In July 2018, Danilović won her first WTA Tour singles title in Moscow by beating Anastasia Potapova in the final. She also won two WTA doubles titles, first in Tashkent and the second one in Lausanne. On the WTA Challenger Tour, she has won one doubles title. She has also won five singles titles and one doubles title on the ITF Women's Circuit. On 8 October 2018, she reached her best singles ranking of world No. 96. On 6 February 2023, she peaked at No. 107 in the WTA doubles rankings.

In 2018, Danilović's coach became former world No. 2, Àlex Corretja, having been her mentor since 2016. During her title tour in Moscow, former Serbian Fed Cup captain, Dejan Vraneš, traveled with Danilović and coached her although he is not her official coach. In 2018-19, she was briefly coached by Petar Popović. In 2017–18, her coach was Juan Lizariturry.
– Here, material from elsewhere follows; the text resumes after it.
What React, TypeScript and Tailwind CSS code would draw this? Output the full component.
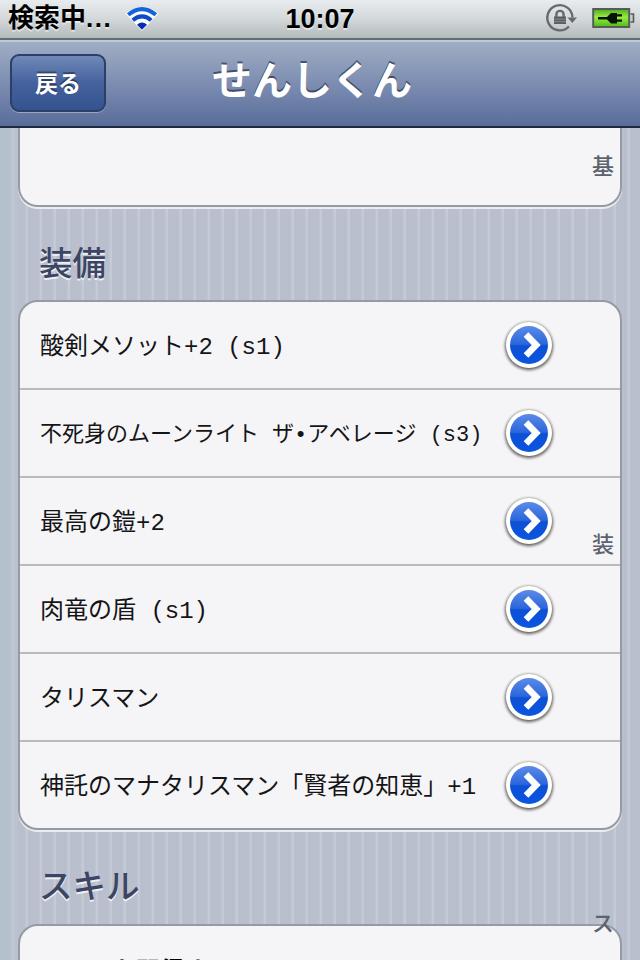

Danilović was coached in the past by Denis Bejtulahi (in 2017) and Tatjana Ječmenica (in two stints – before late 2015 and in 2016).

Playing for Serbia Fed Cup team, Danilović has a win–loss record of 8–6 in Fed Cup competition.

Personal life
Olga's father is Serbian former basketball player Predrag Danilović, while her mother, Svetlana (née Radošević), is a sports reporter for Radio Television of Serbia.

Tennis career

Junior years
As a junior, Danilović posted a win–loss record of 93–33 in singles and 72–24 in doubles, and reached No. 5 in the combined junior world rankings in January 2018.

She won three Junior Grand Slam doubles titles (each on a different surface) with three different partners – 2016 French Open with Paula Arias Manjón, 2017 Wimbledon with Kaja Juvan and 2017 US Open with Marta Kostyuk.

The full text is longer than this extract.